■ TASK TO COMPLETE
All the data must come back unchanged, except that pictures are left out.

##########

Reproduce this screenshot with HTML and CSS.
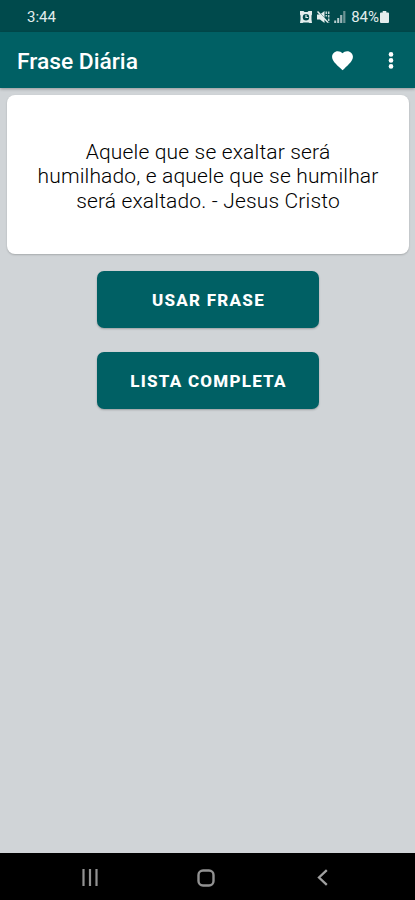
FILE: index.html
```html
<!DOCTYPE html>
<html lang="pt-BR">
<head>
    <meta charset="UTF-8">
    <meta name="viewport" content="width=device-width, initial-scale=1.0">
    <title>Frase Diária</title>
    <link rel="stylesheet" href="styles.css">
</head>
<body>
    <div class="status-bar">
        <span class="time">3:44</span>
        <div class="status-icons">
            <svg class="alarm" width="12" height="12" viewBox="0 0 12 12">
                <path d="M0 0h3.500l1 1h3l1-1H12v3.500l-.5 1v4l.5 3.500H9.500l-1-.5h-5l-1 .5H0l.5-3.500v-4L0 3.500z" fill="#e3eded"/>
                <circle cx="6" cy="6.200" r="3.200" fill="#004a4c"/>
                <path d="M6 3.800v2.700h2.200" fill="none" stroke="#e3eded" stroke-width="1.200"/>
            </svg>
            <svg class="mute" width="13" height="12" viewBox="0 0 13 12">
                <path d="M0 3.500h3L7.500 0v12L3 8.500H0z" fill="#e3eded"/>
                <path d="M1.500 .3l10 11" stroke="#004a4c" stroke-width=".8"/>
                <path d="M.5 .5l10.500 11" stroke="#e3eded" stroke-width="1.500"/>
                <path d="M9.300 .5v5M11.700 .5v11" fill="none" stroke="#c3d4d4" stroke-width="1.500" stroke-dasharray="2.500 1"/>
            </svg>
            <svg class="signal" width="12" height="12" viewBox="0 0 12 12">
                <path d="M1.200 9.500V12M4.200 7v5" stroke="#b9cecf" stroke-width="2"/>
                <path d="M7.200 4v8" stroke="#9ab5b7" stroke-width="2.200"/>
                <path d="M10.300 0v12" stroke="#6b9394" stroke-width="2.200"/>
            </svg>
            <span class="percent">84%</span>
            <svg class="battery" width="9" height="12" viewBox="0 0 9 12">
                <path d="M2.700 0h3.600v1.500H8a1 1 0 0 1 1 1V11a1 1 0 0 1-1 1H1a1 1 0 0 1-1-1V2.500a1 1 0 0 1 1-1h1.700z" fill="#e3eded"/>
            </svg>
        </div>
    </div>

    <div class="header">
        <h1 class="title">Frase Diária</h1>
        <button class="icon-btn heart" aria-label="Favoritos">
            <svg width="25" height="25" viewBox="0 0 24 24">
                <path fill="#fff" d="M12 21.350l-1.450-1.320C5.400 15.360 2 12.280 2 8.500 2 5.420 4.420 3 7.500 3c1.740 0 3.410.81 4.500 2.090C13.090 3.810 14.760 3 16.500 3 19.580 3 22 5.420 22 8.500c0 3.780-3.400 6.860-8.550 11.540L12 21.350z"/>
            </svg>
        </button>
        <button class="icon-btn menu" aria-label="Menu">
            <svg width="6" height="20" viewBox="0 0 6 20">
                <circle cx="3" cy="4.400" r="2.300" fill="#fff"/>
                <circle cx="3" cy="10.400" r="2.300" fill="#fff"/>
                <circle cx="3" cy="16.400" r="2.300" fill="#fff"/>
            </svg>
        </button>
    </div>

    <div class="container">
        <div class="card">
            <p class="quote">Aquele que se exaltar será<br>humilhado, e aquele que se humilhar<br>será exaltado. - Jesus Cristo</p>
        </div>
        <button class="btn">USAR FRASE</button>
        <button class="btn">LISTA COMPLETA</button>
    </div>

    <div class="nav-bar">
        <svg class="recents" width="16" height="17" viewBox="0 0 16 17">
            <path d="M1.500 0v17M8 0v17M14.500 0v17" stroke="#929292" stroke-width="2.200"/>
        </svg>
        <svg class="home" width="18" height="18" viewBox="0 0 18 18">
            <rect x="1.500" y="1.500" width="15" height="15" rx="4.500" fill="none" stroke="#929292" stroke-width="2.400"/>
        </svg>
        <svg class="back" width="11" height="17" viewBox="0 0 11 17">
            <path d="M9.800 1.200L2 8.500l7.800 7.300" fill="none" stroke="#a0a0a0" stroke-width="2.300"/>
        </svg>
    </div>
</body>
</html>
```

FILE: styles.css
```css
body {
    font-family: Roboto, sans-serif;
    margin: 0;
    height: 900px;
    display: flex;
    flex-direction: column;
    background: #d0d4d7;
    overflow: hidden;
}
.status-bar {
    height: 32px;
    display: flex;
    align-items: center;
    justify-content: space-between;
    padding: 2px 26px 0 27px;
    box-sizing: border-box;
    background: #004a4c;
    color: #e3eded;
    font-size: 15px;
}
.status-icons {
    display: flex;
    align-items: center;
}
.mute {
    margin-left: 5px;
}
.signal {
    margin-left: 4px;
}
.percent {
    margin-left: 5px;
    margin-right: 1px;
    font-size: 15px;
}
.header {
    height: 56px;
    display: flex;
    align-items: center;
    padding: 0 21px 0 17px;
    background: #006064;
    box-shadow: 0 1px 3px rgba(0, 0, 0, 0.3);
}
.title {
    flex: 1;
    margin: 0;
    padding-top: 2px;
    font-size: 22.8px;
    font-weight: 500;
    color: #fff;
}
.icon-btn {
    display: flex;
    border: none;
    padding: 0;
    background: transparent;
    cursor: pointer;
}
.heart {
    margin-right: 33.5px;
}
.container {
    flex: 1;
    display: flex;
    flex-direction: column;
    align-items: center;
    padding-top: 7px;
}
.card {
    width: 402px;
    height: 159px;
    display: flex;
    align-items: center;
    justify-content: center;
    margin-bottom: 16.5px;
    border-radius: 8px;
    background: #fff;
    box-shadow: 0 1px 2px rgba(0, 0, 0, 0.2);
}
.quote {
    margin: 0;
    padding-top: 4px;
    padding-left: 1px;
    font-size: 21px;
    font-weight: 300;
    line-height: 24.5px;
    letter-spacing: 0.16px;
    text-align: center;
    white-space: nowrap;
    color: #000;
}
.btn {
    width: 222px;
    height: 57px;
    margin-bottom: 24px;
    padding: 2px 0 0 2px;
    border: none;
    border-radius: 7px;
    background: #006064;
    box-shadow: 0 1px 2px rgba(0, 0, 0, 0.25);
    color: #fff;
    font-family: Roboto, sans-serif;
    font-size: 17px;
    font-weight: 800;
    letter-spacing: 1.25px;
    cursor: pointer;
}
.nav-bar {
    height: 47px;
    display: flex;
    align-items: center;
    padding: 2px 0 0 82px;
    box-sizing: border-box;
    background: #000;
}
.home {
    margin-left: 99px;
}
.back {
    margin-left: 102px;
}
```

##########

■ CORRECT RESULT
Reproduce this screenshot with HTML and CSS.
FILE: index.html
```html
<!DOCTYPE html>
<html lang="pt-BR">
<head>
    <meta charset="UTF-8">
    <meta name="viewport" content="width=device-width, initial-scale=1.0">
    <title>Frase Diária</title>
    <link rel="stylesheet" href="styles.css">
</head>
<body>
    <div class="status-bar">
        <span class="time">3:44</span>
        <div class="status-icons">
            <svg class="alarm" width="12" height="12" viewBox="0 0 12 12">
                <path d="M0 0h3.500l1 1h3l1-1H12v3.500l-.5 1v4l.5 3.500H9.500l-1-.5h-5l-1 .5H0l.5-3.500v-4L0 3.500z" fill="#e3eded"/>
                <circle cx="6" cy="6.200" r="3.200" fill="#004a4c"/>
                <path d="M6 3.800v2.700h2.200" fill="none" stroke="#e3eded" stroke-width="1.200"/>
            </svg>
            <svg class="mute" width="13" height="12" viewBox="0 0 13 12">
                <path d="M0 3.500h3L7.500 0v12L3 8.500H0z" fill="#e3eded"/>
                <path d="M1.500 .3l10 11" stroke="#004a4c" stroke-width=".8"/>
                <path d="M.5 .5l10.500 11" stroke="#e3eded" stroke-width="1.500"/>
                <path d="M9.300 .5v5M11.700 .5v11" fill="none" stroke="#c3d4d4" stroke-width="1.500" stroke-dasharray="2.500 1"/>
            </svg>
            <svg class="signal" width="12" height="12" viewBox="0 0 12 12">
                <path d="M1.200 9.500V12M4.200 7v5" stroke="#b9cecf" stroke-width="2"/>
                <path d="M7.200 4v8" stroke="#9ab5b7" stroke-width="2.200"/>
                <path d="M10.300 0v12" stroke="#6b9394" stroke-width="2.200"/>
            </svg>
            <span class="percent">84%</span>
            <svg class="battery" width="9" height="12" viewBox="0 0 9 12">
                <path d="M2.700 0h3.600v1.500H8a1 1 0 0 1 1 1V11a1 1 0 0 1-1 1H1a1 1 0 0 1-1-1V2.500a1 1 0 0 1 1-1h1.700z" fill="#e3eded"/>
            </svg>
        </div>
    </div>

    <div class="header">
        <h1 class="title">Frase Diária</h1>
        <button class="icon-btn heart" aria-label="Favoritos">
            <svg width="25" height="25" viewBox="0 0 24 24">
                <path fill="#fff" d="M12 21.350l-1.450-1.320C5.400 15.360 2 12.280 2 8.500 2 5.420 4.420 3 7.500 3c1.740 0 3.410.81 4.500 2.090C13.090 3.810 14.760 3 16.500 3 19.580 3 22 5.420 22 8.500c0 3.780-3.400 6.860-8.550 11.540L12 21.350z"/>
            </svg>
        </button>
        <button class="icon-btn menu" aria-label="Menu">
            <svg width="6" height="20" viewBox="0 0 6 20">
                <circle cx="3" cy="4.400" r="2.300" fill="#fff"/>
                <circle cx="3" cy="10.400" r="2.300" fill="#fff"/>
                <circle cx="3" cy="16.400" r="2.300" fill="#fff"/>
            </svg>
        </button>
    </div>

    <div class="container">
        <div class="card">
            <p class="quote">Aquele que se exaltar será<br>humilhado, e aquele que se humilhar<br>será exaltado. - Jesus Cristo</p>
        </div>
        <button class="btn">USAR FRASE</button>
        <button class="btn">LISTA COMPLETA</button>
    </div>

    <div class="nav-bar">
        <svg class="recents" width="16" height="17" viewBox="0 0 16 17">
            <path d="M1.500 0v17M8 0v17M14.500 0v17" stroke="#929292" stroke-width="2.200"/>
        </svg>
        <svg class="home" width="18" height="18" viewBox="0 0 18 18">
            <rect x="1.500" y="1.500" width="15" height="15" rx="4.500" fill="none" stroke="#929292" stroke-width="2.400"/>
        </svg>
        <svg class="back" width="11" height="17" viewBox="0 0 11 17">
            <path d="M9.800 1.200L2 8.500l7.800 7.300" fill="none" stroke="#a0a0a0" stroke-width="2.300"/>
        </svg>
    </div>
</body>
</html>
```

FILE: styles.css
```css
body {
    font-family: Roboto, sans-serif;
    margin: 0;
    height: 900px;
    display: flex;
    flex-direction: column;
    background: #d0d4d7;
    overflow: hidden;
}
.status-bar {
    height: 32px;
    display: flex;
    align-items: center;
    justify-content: space-between;
    padding: 2px 26px 0 27px;
    box-sizing: border-box;
    background: #004a4c;
    color: #e3eded;
    font-size: 15px;
}
.status-icons {
    display: flex;
    align-items: center;
}
.mute {
    margin-left: 5px;
}
.signal {
    margin-left: 4px;
}
.percent {
    margin-left: 5px;
    margin-right: 1px;
    font-size: 15px;
}
.header {
    height: 56px;
    display: flex;
    align-items: center;
    padding: 0 21px 0 17px;
    background: #006064;
    box-shadow: 0 1px 3px rgba(0, 0, 0, 0.3);
}
.title {
    flex: 1;
    margin: 0;
    padding-top: 2px;
    font-size: 22.8px;
    font-weight: 500;
    color: #fff;
}
.icon-btn {
    display: flex;
    border: none;
    padding: 0;
    background: transparent;
    cursor: pointer;
}
.heart {
    margin-right: 33.5px;
}
.container {
    flex: 1;
    display: flex;
    flex-direction: column;
    align-items: center;
    padding-top: 7px;
}
.card {
    width: 402px;
    height: 159px;
    display: flex;
    align-items: center;
    justify-content: center;
    margin-bottom: 16.5px;
    border-radius: 8px;
    background: #fff;
    box-shadow: 0 1px 2px rgba(0, 0, 0, 0.2);
}
.quote {
    margin: 0;
    padding-top: 4px;
    padding-left: 1px;
    font-size: 21px;
    font-weight: 300;
    line-height: 24.5px;
    letter-spacing: 0.16px;
    text-align: center;
    white-space: nowrap;
    color: #000;
}
.btn {
    width: 222px;
    height: 57px;
    margin-bottom: 24px;
    padding: 2px 0 0 2px;
    border: none;
    border-radius: 7px;
    background: #006064;
    box-shadow: 0 1px 2px rgba(0, 0, 0, 0.25);
    color: #fff;
    font-family: Roboto, sans-serif;
    font-size: 17px;
    font-weight: 800;
    letter-spacing: 1.25px;
    cursor: pointer;
}
.nav-bar {
    height: 47px;
    display: flex;
    align-items: center;
    padding: 2px 0 0 82px;
    box-sizing: border-box;
    background: #000;
}
.home {
    margin-left: 99px;
}
.back {
    margin-left: 102px;
}
```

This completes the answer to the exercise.